By 1927, company sales were more than $1.5 million and 450 people worked in the Wabash factory.

Mr. Honeywell's competitor was W.R. Sweatt and his Minneapolis Heat Regulator Company.

==Minneapolis Honeywell Regulator Company==

In 1927 the Minneapolis Heat Regulator Company, then a manufacturer of automatic controls for coal-fired furnaces, and Honeywell Heating Specialties Company, a manufacturer of oil burner controls, merged to form the Minneapolis-Honeywell Regulator Company. The two companies had patents which blocked each other from further growth.

The headquarters of the new firm was established in Minneapolis, with W.R. Sweatt chairman of the board and Mark C. Honeywell president. Manufacturing was continued in both Minneapolis and Wabash.

==Continued growth==
In 1934 the product range for industrial applications is substantially increased by the acquisition of the Brown Instruments Company which had been established in Philadelphia in 1859. Brown Instruments produced display and writing control units for industrial processes. The Brown Instruments Company also operated internationally.

==Honeywell==
The corporate name was changed in 1964 to Honeywell Inc.

== Personal life ==
Sweatt married Jessie W. Wilson in 1888. They had four children, Harold W., Charles B., Mrs. Strong and Mrs. A. C. Potter.

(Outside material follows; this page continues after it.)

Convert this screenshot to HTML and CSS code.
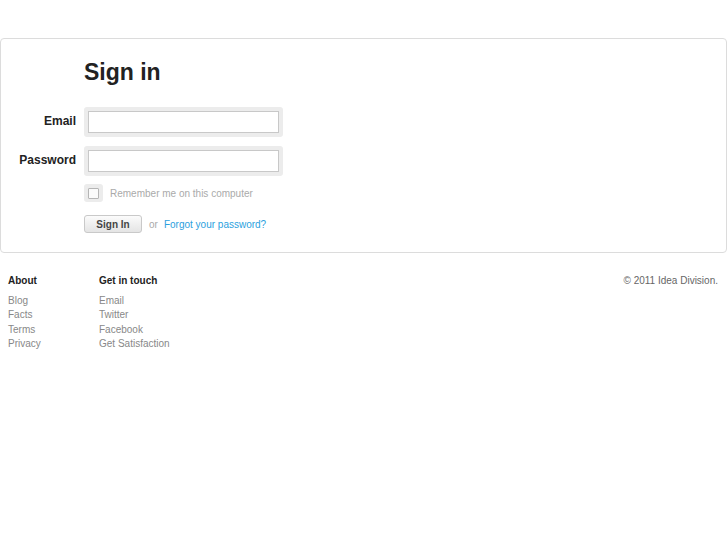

Sweatt died on October 12, 1937, at the home of his daughter in Minneapolis. He was buried in Lakewood Cemetery.

==Sweatt Legacy==

Between W. R. Sweatt and his son Harold, they would provide 75 years of uninterrupted leadership for the company. It was W.R. Sweatt who survived a couple of rough spots and turned an innovative idea - thermostatic heating control - into a thriving business. Harold, who took over in 1934, led Honeywell through a significant period of growth and global expansion that set the stage for Honeywell to become a global technology leader.